Dabei ließe sich die Leistungsfähigkeit der Marine durch die sehr kostengünstige Addition landgestützter Systeme ganz erheblich erhöhen:
Am sinnvollsten – und kostengünstigsten („best bang for the buck“) – wäre die Erweiterung der Fähigkeiten mit landgestützten Seezielflugkörpern, wie dem RBS 15 Mk. III / IV. Die Effektivität von landgestützten Seezielflugkörpern hat die Ukraine mit ihren Neptun Erfolgen ja bereits eindrucksvoll unter Beweis gestellt.
Die RBS 15 haben eine Reichweite von 200+ Km. Damit ließe sich die Verteidigung der Ost- und Nordsee ganz erheblich verbessern, und das zu minimalen Kosten: Denn mehrere dieser Systeme auf LKW (HX 81) kosten nur einen kleinen Bruchteil einer Korvette.
Zwei weitere Vorteile dieser Lösung:
1) Es werden weniger Schiffe zur Verteidigung der Ost- und Nordsee benötigt. Es werden also Kapazitäten frei für den Einsatz dieser frei gewordenen Einheiten im Atlantik.
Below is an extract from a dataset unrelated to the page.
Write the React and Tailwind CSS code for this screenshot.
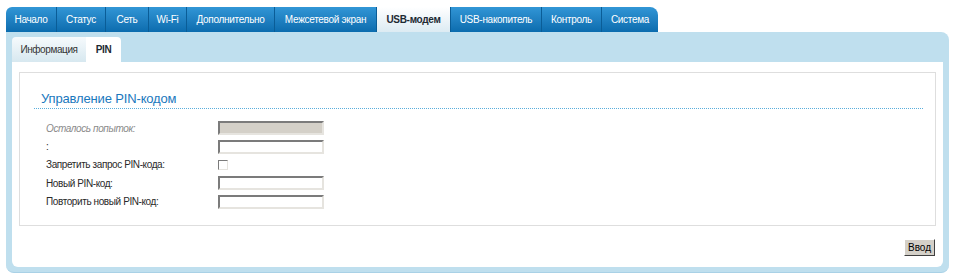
import React from 'react';

const tabs = [
  { label: 'Начало', w: 51 },
  { label: 'Статус', w: 49 },
  { label: 'Сеть', w: 43 },
  { label: 'Wi-Fi', w: 38 },
  { label: 'Дополнительно', w: 88 },
  { label: 'Межсетевой экран', w: 102 },
  { label: 'USB-модем', w: 74, active: true },
  { label: 'USB-накопитель', w: 91 },
  { label: 'Контроль', w: 60 },
  { label: 'Система', w: 56 },
];

const Field = ({ disabled }) => (
  <div
    className={`w-[106px] h-[14px] border-2 border-t-[#7b7b7b] border-l-[#7b7b7b] border-b-[#e6e4df] border-r-[#e6e4df] ${
      disabled ? 'bg-[#d4d0c8]' : 'bg-white'
    }`}
  />
);

const Row = ({ label, muted, children }) => (
  <div className="flex items-center h-[18.4px]">
    <span className={`w-[172px] ${muted ? 'italic text-[#8a8a8a]' : 'text-[#2a2a2a]'}`}>{label}</span>
    {children}
  </div>
);

const App = () => {
  return (
    <div className="w-[956px] h-[279px] bg-white pt-[7px] pl-[6px] font-['Liberation_Sans',Arial,sans-serif] text-[10px] tracking-[-0.4px]">
      {/* top tabs */}
      <div className="flex w-[652px] h-[25px] rounded-tl-[6px] rounded-tr-[8px] overflow-hidden bg-gradient-to-b from-[#3196d6] to-[#0b6cae]">
        {tabs.map((t) => (
          <div
            key={t.label}
            style={{ width: t.w }}
            className={`flex items-center justify-center text-[10px] tracking-[-0.3px] border-r border-[#0a5d97] last:border-r-0 ${
              t.active
                ? 'bg-gradient-to-b from-white to-[#dcebf3] text-[#1d2a33] font-bold'
                : 'text-white'
            }`}
          >
            {t.label}
          </div>
        ))}
      </div>

      {/* panel */}
      <div className="w-[943px] h-[241px] bg-[#bfdfee] rounded-tr-[8px] rounded-b-[8px] border-b border-[#a9d1e6] px-[6px] pb-[5px] flex flex-col">
        <div className="flex h-[30px] items-end pt-[5px]">
          <div className="w-[74px] h-[25px] flex items-center justify-center rounded-tl-[4px] bg-gradient-to-b from-[#f6fafc] to-[#d7e8f0] text-[#333]">
            Информация
          </div>
          <div className="w-[35px] h-[25px] flex items-center justify-center rounded-tr-[4px] bg-white text-[#1d2a33] font-bold">
            PIN
          </div>
        </div>

        <div className="flex-1 bg-white rounded-b-[6px] px-[7px] pt-[10px] flex flex-col">
          <div className="h-[154px] border border-[#dedede] pt-[18px]">
            <div className="ml-[14px] mr-[12px] border-b border-dotted border-[#5aaedc] pl-[7px] pb-[1px] text-[13px] tracking-[-0.15px] text-[#1a78bd] leading-[16px]">
              Управление PIN-кодом
            </div>
            <div className="pl-[26px] pt-[10px] flex flex-col">
              <Row label="Осталось попыток:" muted>
                <Field disabled />
              </Row>
              <Row label=":">
                <Field />
              </Row>
              <Row label="Запретить запрос PIN-кода:">
                <div className="w-[10px] h-[10px] border border-t-[#7b7b7b] border-l-[#7b7b7b] border-b-[#e6e4df] border-r-[#e6e4df] bg-white" />
              </Row>
              <Row label="Новый PIN-код:">
                <Field />
              </Row>
              <Row label="Повторить новый PIN-код:">
                <Field />
              </Row>
            </div>
          </div>
          <div className="flex justify-end pt-[13px] pr-[1px]">
            <button className="w-[31px] h-[17px] bg-[#d4d0c8] border border-t-white border-l-white border-b-[#404040] border-r-[#404040] text-[10px] text-black leading-none tracking-normal">
              Ввод
            </button>
          </div>
        </div>
      </div>
    </div>
  );
};

export default App;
2) Diese landgestützten Seezielflugkörper auf LKW sind extrem flexibel und schnell verlegbar. Sie können auch problemlos zur Bündnisverteidigung eingesetzt werden, also z.B. Verlegung nach Polen, um in Falle eines rus. Angriffs auf das Baltikum die rus. Baltische Flotte auszuschalten.
Finnland, Schweden, Estland nutzen bereits landgestützte Systeme. Dänemark hat die Vorteile dieser Lösung ebenfalls wiederentdeckt, und will jetzt wieder landgestützte Seezielflugkörper einführen (hatten sie früher bereits mit landgestützten Harpoon).
Frage an die Schwarmintelligenz:
Kann es sein, daß die beiden verbleibende Fregatten der Bremen-Klasse (F122) nicht abgewrackt werden, sondern noch einmal reaktiviert werden sollen?
Hoffentlich wird der Kurs Marine 2035+ nicht wieder vorschnell von Ministerium einkassiert. Dein Zielbild 2035 war das der Fall.